So, what did I think of this? Well, there is a slight downside in that occasionally the punctuation and formatting for the writing is a little off, which is distracting at times. I'm also not sure why, on a computer app like this, we still have numbered segments - choices don't need to say 'turn to 213', they could simply say 'click here to kiss Lukas'. This is pretty noticeable when you're accessing the bookmarks, because it simply lists the segment numbers that you've bookmarked in a list, without indicating which stage of the story each bookmark indicates. Minor apples though, because the comedy in this story was sharp and the story was enjoyable enough so much that I did not feel that this was a bother in any way.

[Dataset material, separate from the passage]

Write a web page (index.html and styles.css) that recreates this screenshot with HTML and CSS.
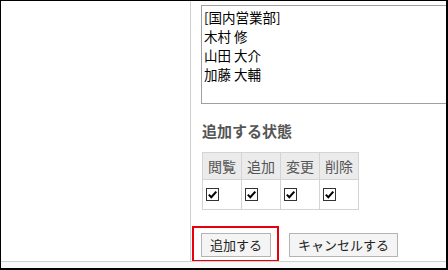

The book doesn't have any combat, as mentioned before, which makes it very light reading. It's not a massively long story either, so it's good to enjoy over a lunch break or two. The price of it is low enough to accommodate this, as well. And for that reason, I'm not fussed about the minor punctuation errors. There's loads of achievements (I got one specifically for turning my character into a crazy cat lady in my second playthrough of this, and there's plenty more to boot!), which gives some real replay value - I'm keen to see what would happen if I'd taken the route of the character being an author! It's occasionally very witty, and although I'm hardly the key target audience for it, I still enjoyed it and would recommend this as an alternative to Twilight.
But then, I'd recommend a heavy brick falling onto your head from a great height as an alternative to Twilight, so that may not mean much... Yeah, let's just say I enjoyed this.
I do, however, have a few ideas for more Strange Loves gamebooks, and hopefully if the chaps at Tin Man Games see this, they will consider asking me to write for them.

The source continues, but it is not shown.